Description
Context
The df.merge()
API merges two DataFrame
s in Pandas.
Problem
Although using the default parameter can produce the same result, explicitly specify on
and how
produce better readability. The parameter on
states which columns to join on, and the parameter how
describes the join method (e.g., outer, inner). Also, the validate
parameter will check whether the merge is of a specified type. If the developer assumes the merge keys are unique in both left and right datasets, but that is not the case, and he does not specify this parameter, the result might silently go wrong. The merge operation is usually computationally and memory expensive.

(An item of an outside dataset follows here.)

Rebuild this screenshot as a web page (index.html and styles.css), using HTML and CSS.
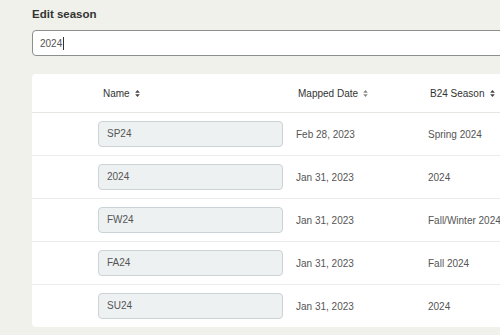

It is preferable to do the merging process in one stroke for performance consideration.
Solution
Developer should explicitly specify the parameters for merge operation.
Type
Generic
Existing Stage
Data Cleaning
Effect
Readability & Error-prone
Example
import pandas as pd
df1 = pd.DataFrame({'key': ['foo', 'bar', 'baz', 'foo'],
'value': [1, 2, 3, 5]})
df2 = pd.DataFrame({'key': ['foo', 'bar', 'baz', 'foo'],
'value': [5, 6, 7, 8]})
- df3 = df1.merge(df2)
+ df3 = df1.merge(
+ df2,
+ how='inner',
+ on='key',
+ validate='m:m'
+ )